Alabama is one of five states without a minimum wage law, and Alabama lawmakers failed to follow legally required notice procedures before speeding HB 174 through the legislature, the complaint states.

“Politicians in Montgomery have tried to strip the working people of Birmingham of their vote and their voice, but we won’t give up the fight,” Scott Douglas, executive director of Greater Birmingham Ministries, said in a press release.

In Missouri, Fight for $15 secured a win on Tuesday when the Missouri Supreme Court upheld St. Louis’ minimum wage increase to $11 an hour.

Bettie Douglas, a McDonald’s worker from St. Louis and a leader in Show Me $15, the local campaign, said the court ruling was “a major victory for workers in St. Louis who have been fighting for $15 an hour and union rights for four years.”

“When we started our Fight for $15 an hour and union rights, nobody in Missouri gave us a chance to win. But by standing together and going on strike, we’ve secured life-changing raises for fast-food cooks and cashiers, janitors, and home care aides across the city,” Douglas said in a statement. “Today we have more momentum than ever in our fight for $15 an hour and union rights, and we’re not going to stop until we win.”

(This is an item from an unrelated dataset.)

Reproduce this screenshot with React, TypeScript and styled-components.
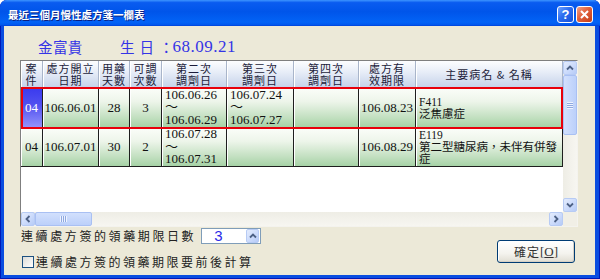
import styled, { createGlobalStyle } from "styled-components"

const GlobalStyle = createGlobalStyle`
  html, body {
    margin: 0;
    padding: 0;
    background: #ffffff;
  }
  * {
    box-sizing: border-box;
  }
  body {
    font-family: "Noto Sans CJK TC", "Liberation Sans", sans-serif;
  }
`

const COLS = "22px 56px 31px 32px 65px 67px 65px 57px 147px"
const CJK = `"Noto Sans CJK TC", "Noto Sans CJK SC", sans-serif`
const NUM = `"Liberation Serif", "Noto Sans CJK TC", serif`

type Align = "center" | "left" | "right"

interface RowData {
  no: string
  start: string
  days: string
  times: string
  second: string
  third: string
  fourth: string
  expire: string
  diagnosis: string
}

const headers = [
  "案\n件",
  "處方開立\n日期",
  "用藥\n天數",
  "可調\n次數",
  "第二次\n調劑日",
  "第三次\n調劑日",
  "第四次\n調劑日",
  "處方有\n效期限",
  "主要病名 & 名稱",
]

const rows: RowData[] = [
  {
    no: "04",
    start: "106.06.01",
    days: "28",
    times: "3",
    second: "106.06.26\n～\n106.06.29",
    third: "106.07.24\n～\n106.07.27",
    fourth: "",
    expire: "106.08.23",
    diagnosis: "F411\n泛焦慮症",
  },
  {
    no: "04",
    start: "106.07.01",
    days: "30",
    times: "2",
    second: "106.07.28\n～\n106.07.31",
    third: "",
    fourth: "",
    expire: "106.08.29",
    diagnosis: "E119\n第二型糖尿病，未伴有併發\n症",
  },
]

const Window = styled.div`
  width: 600px;
  height: 279px;
  display: flex;
  flex-direction: column;
  border-radius: 7px 7px 0 0;
  overflow: hidden;
  background: #0a4de0;
  box-shadow: inset 1px 0 0 #0019b8, inset -1px 0 0 #0019b8, inset 0 -1px 0 #0019b8;
`

const TitleBar = styled.div`
  height: 26px;
  flex: none;
  display: flex;
  align-items: center;
  justify-content: space-between;
  padding: 3px 7px 0 8px;
  background: linear-gradient(
    to bottom,
    #3d95ff 0%,
    #0a5cf0 10%,
    #0055ea 45%,
    #0263f6 85%,
    #0058ee 95%,
    #0040d8 100%
  );
`

const Title = styled.span`
  color: #ffffff;
  font-family: ${CJK};
  font-size: 10.5px;
  font-weight: 700;
  line-height: 14px;
  text-shadow: 1px 1px 0 #0a1e80;
`

const Caption = styled.div`
  display: flex;
  gap: 2px;
`

const CapButton = styled.div<{ $kind: "help" | "close" }>`
  width: 17px;
  height: 17px;
  border: 1px solid #ffffff;
  border-radius: 3px;
  display: flex;
  align-items: center;
  justify-content: center;
  color: #ffffff;
  font-family: "Liberation Sans", sans-serif;
  font-weight: 700;
  font-size: 13px;
  line-height: 1;
  background: ${(p) =>
    p.$kind === "help"
      ? "linear-gradient(135deg, #6da2ff 0%, #2b6cf0 45%, #1550d8 100%)"
      : "linear-gradient(135deg, #f2a087 0%, #e0603a 45%, #c43b16 100%)"};
`

const Content = styled.div`
  flex: 1;
  margin: 0 5px 4px 4px;
  background: #ece9d8;
  padding: 0 17px 0 16px;
  display: flex;
  flex-direction: column;
`

const Patient = styled.div`
  height: 34px;
  display: flex;
  align-items: center;
  padding: 7px 0 0 18px;
  color: #3434e6;
`

const PatientName = styled.span`
  font-family: ${CJK};
  font-size: 14.5px;
  letter-spacing: 0.4px;
  width: 82px;
`

const Birth = styled.span`
  font-family: ${CJK};
  font-size: 14.5px;
  letter-spacing: 5px;
  display: flex;
  align-items: center;
`

const BirthNum = styled.span`
  font-family: ${NUM};
  font-size: 17px;
  letter-spacing: 0.5px;
  margin-left: -6px;
`

const ListFrame = styled.div`
  width: 558px;
  height: 167px;
  display: grid;
  grid-template-columns: 542px 14px;
  grid-template-rows: 151px 14px;
  border: 1px solid;
  border-color: #7f7f7f #f4f3ee #f4f3ee #7f7f7f;
  background: #ffffff;
`

const TableArea = styled.div`
  display: flex;
  flex-direction: column;
  background: #ffffff;
  overflow: hidden;
`

const Row = styled.div<{ $height: number; $selected?: boolean }>`
  position: relative;
  display: grid;
  grid-template-columns: ${COLS};
  height: ${(p) => p.$height}px;
  flex: none;

  &::after {
    content: "";
    display: ${(p) => (p.$selected ? "block" : "none")};
    position: absolute;
    inset: -1px 0 -1px 0;
    border: 2px solid #e8000b;
    pointer-events: none;
    z-index: 1;
  }
`

const HeadCell = styled.div`
  display: flex;
  align-items: center;
  justify-content: center;
  text-align: center;
  border-right: 1px solid #a9b5ca;
  border-bottom: 1px solid #7d8aa3;
  box-shadow: inset 1px 0 0 #ffffff;
  background: linear-gradient(to bottom, #fdfeff 0%, #e6ecf7 45%, #c6d3ea 100%);
  color: #1c1c3a;
  font-family: ${CJK};
  font-size: 11px;
  letter-spacing: 1px;
  line-height: 12px;
  white-space: pre;
`

const Cell = styled.div<{ $align: Align; $current?: boolean }>`
  display: flex;
  align-items: center;
  justify-content: ${(p) =>
    p.$align === "center" ? "center" : p.$align === "right" ? "flex-end" : "flex-start"};
  padding: ${(p) =>
    p.$align === "right" ? "0 2px 0 0" : p.$align === "left" ? "0 0 0 3px" : "0"};
  border-right: 1px solid #1e1e1e;
  border-bottom: 1px solid #1e1e1e;
  box-shadow: inset 1px 0 0 #ffffff;
  background: ${(p) =>
    p.$current
      ? "linear-gradient(to bottom, #3a3aee 0%, #5252f0 45%, #9292fa 100%)"
      : "linear-gradient(to bottom, #fbfdf9 0%, #edf5ea 35%, #c3e0c1 75%, #a6d2a6 100%)"};
  color: ${(p) => (p.$current ? "#ffffff" : "#111111")};
  font-family: ${NUM};
  font-size: 13px;
  line-height: 14px;
  white-space: pre;
`

const Dates = styled.span`
  line-height: 12.5px;
`

const Diagnosis = styled.span`
  font-size: 11.5px;
  line-height: 12px;
`

const VScroll = styled.div`
  display: flex;
  flex-direction: column;
  background: linear-gradient(to right, #eeede5, #f7f6f1);
`

const HScroll = styled.div`
  display: flex;
  background: linear-gradient(to bottom, #eeede5, #f7f6f1);
`

const Corner = styled.div`
  background: #f1efe6;
`

const ArrowButton = styled.div`
  width: 14px;
  height: 14px;
  flex: none;
  display: flex;
  align-items: center;
  justify-content: center;
  border: 1px solid #b7cbf4;
  border-radius: 2px;
  background: linear-gradient(135deg, #e4ecfd 0%, #c9d9fb 60%, #b6cbf7 100%);
`

const Thumb = styled.div<{ $vertical?: boolean; $size: number }>`
  flex: none;
  ${(p) => (p.$vertical ? `height: ${p.$size}px; width: 14px;` : `width: ${p.$size}px; height: 14px;`)}
  display: flex;
  align-items: center;
  justify-content: center;
  border: 1px solid #a9c0f3;
  border-radius: 2px;
  background: ${(p) =>
    p.$vertical
      ? "linear-gradient(to right, #d2e0fd, #bcd0fa)"
      : "linear-gradient(to bottom, #d2e0fd, #bcd0fa)"};
`

const Grip = styled.div<{ $vertical?: boolean }>`
  ${(p) =>
    p.$vertical
      ? `width: 6px; height: 7px;
         background: repeating-linear-gradient(to bottom, #eef3ff 0 1px, #8fa9e0 1px 2px);`
      : `width: 7px; height: 6px;
         background: repeating-linear-gradient(to right, #eef3ff 0 1px, #8fa9e0 1px 2px);`}
`

const Track = styled.div`
  flex: 1;
`

const Footer = styled.div`
  display: flex;
  justify-content: space-between;
  align-items: flex-start;
`

const Options = styled.div`
  display: flex;
  flex-direction: column;
  padding-top: 1px;
`

const LimitRow = styled.div`
  display: flex;
  align-items: center;
  height: 16px;
  margin-left: 1px;
  gap: 5px;
`

const Label = styled.span<{ $spacing: number }>`
  font-family: ${CJK};
  font-size: 12px;
  letter-spacing: ${(p) => p.$spacing}px;
  color: #222222;
  line-height: 14px;
  white-space: nowrap;
`

const SpinBox = styled.div`
  width: 60px;
  height: 16px;
  display: flex;
  align-items: center;
  justify-content: space-between;
  background: #ffffff;
  border: 1px solid #7f9db9;
  padding: 0 1px 0 12px;
`

const SpinValue = styled.span`
  font-family: "Liberation Sans", sans-serif;
  font-size: 15px;
  line-height: 14px;
  color: #2a2ae8;
`

const SpinButton = styled(ArrowButton)`
  width: 13px;
  height: 14px;
`

const CheckRow = styled.label`
  display: flex;
  align-items: center;
  gap: 2px;
  margin: 12px 0 0 2px;
  height: 12px;
`

const CheckBox = styled.span`
  width: 12px;
  height: 12px;
  border: 1px solid #1c5180;
  background: linear-gradient(135deg, #dcdcd7, #ffffff);
`

const OkButton = styled.div`
  width: 78px;
  height: 23px;
  margin: 13px 3px 0 0;
  display: flex;
  align-items: center;
  justify-content: center;
  border: 1px solid #003c74;
  border-radius: 3px;
  background: linear-gradient(to bottom, #ffffff 0%, #f4f3ee 60%, #e0ded3 100%);
  box-shadow: inset -1px -1px 0 #d6d0c5, inset 1px 1px 0 #ffffff;
  font-family: ${CJK};
  font-size: 12px;
  letter-spacing: 1px;
  color: #333333;
`

const Mnemonic = styled.span`
  font-family: "Liberation Serif", serif;
  font-size: 13px;
  letter-spacing: 0;
  u {
    text-decoration-thickness: 1px;
  }
`

const Chevron: React.FC<{ dir: "up" | "down" | "left" | "right" }> = ({ dir }) => {
  const rot = { up: 0, right: 90, down: 180, left: 270 }[dir]
  return (
    <svg width="8" height="8" viewBox="0 0 8 8" style={{ transform: `rotate(${rot}deg)` }}>
      <path d="M1 5.5 L4 2.5 L7 5.5" fill="none" stroke="#4d6185" strokeWidth="1.8" />
    </svg>
  )
}

const App: React.FC = () => {
  return (
    <>
      <GlobalStyle />
      <Window>
        <TitleBar>
          <Title>最近三個月慢性處方箋一欄表</Title>
          <Caption>
            <CapButton $kind="help">?</CapButton>
            <CapButton $kind="close">
              <svg width="9" height="9" viewBox="0 0 9 9">
                <path d="M1 1 L8 8 M8 1 L1 8" stroke="#ffffff" strokeWidth="2" />
              </svg>
            </CapButton>
          </Caption>
        </TitleBar>
        <Content>
          <Patient>
            <PatientName>金富貴</PatientName>
            <Birth>
              生日：<BirthNum>68.09.21</BirthNum>
            </Birth>
          </Patient>

          <ListFrame>
            <TableArea>
              <Row $height={27}>
                {headers.map((h, i) => (
                  <HeadCell key={i}>{h}</HeadCell>
                ))}
              </Row>
              {rows.map((r, i) => (
                <Row key={i} $height={i === 0 ? 40 : 39} $selected={i === 0}>
                  <Cell $align="center" $current={i === 0}>
                    {r.no}
                  </Cell>
                  <Cell $align="center">{r.start}</Cell>
                  <Cell $align="center">{r.days}</Cell>
                  <Cell $align="center">{r.times}</Cell>
                  <Cell $align="left">
                    <Dates>{r.second}</Dates>
                  </Cell>
                  <Cell $align="left">
                    <Dates>{r.third}</Dates>
                  </Cell>
                  <Cell $align="left">
                    <Dates>{r.fourth}</Dates>
                  </Cell>
                  <Cell $align="right">{r.expire}</Cell>
                  <Cell $align="left">
                    <Diagnosis>{r.diagnosis}</Diagnosis>
                  </Cell>
                </Row>
              ))}
            </TableArea>

            <VScroll>
              <ArrowButton>
                <Chevron dir="up" />
              </ArrowButton>
              <Thumb $vertical $size={60}>
                <Grip $vertical />
              </Thumb>
              <Track />
              <ArrowButton>
                <Chevron dir="down" />
              </ArrowButton>
            </VScroll>

            <HScroll>
              <ArrowButton>
                <Chevron dir="left" />
              </ArrowButton>
              <Thumb $size={57}>
                <Grip />
              </Thumb>
              <Track />
              <ArrowButton>
                <Chevron dir="right" />
              </ArrowButton>
            </HScroll>
            <Corner />
          </ListFrame>

          <Footer>
            <Options>
              <LimitRow>
                <Label $spacing={2.6}>連續處方簽的領藥期限日數</Label>
                <SpinBox>
                  <SpinValue>3</SpinValue>
                  <SpinButton>
                    <Chevron dir="up" />
                  </SpinButton>
                </SpinBox>
              </LimitRow>
              <CheckRow>
                <CheckBox />
                <Label $spacing={2.5}>連續處方簽的領藥期限要前後計算</Label>
              </CheckRow>
            </Options>
            <OkButton>
              確定
              <Mnemonic>
                [<u>O</u>]
              </Mnemonic>
            </OkButton>
          </Footer>
        </Content>
      </Window>
    </>
  )
}

export default App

Missouri workers are also taking on carmaker Nissan after the company allegedly harassed and retaliated against workers who made efforts to unionize.

Politicians, civil rights leaders, and workers plan to march to the Nissan factory in Canton, Mississippi, on Saturday to protest the automaker’s treatment of its predominantly Black workforce. Of the roughly 5,000 workers at the plant, an estimated 80 percent are Black, according to a press release.

The National Labor Relations Board found in 2015 that Nissan unlawfully threatened and interrogated workers with termination for union activity. The board said that Nissan has been “interfering with, restraining and coercing employees in the exercise of their rights.”

Organized by the Mississippi Alliance for Fairness at Nissan, the march is expected to be the state’s largest protest in years, and will include Sen. Bernie Sanders (I-VT), actor Danny Glover, and NAACP President Cornell William Brooks.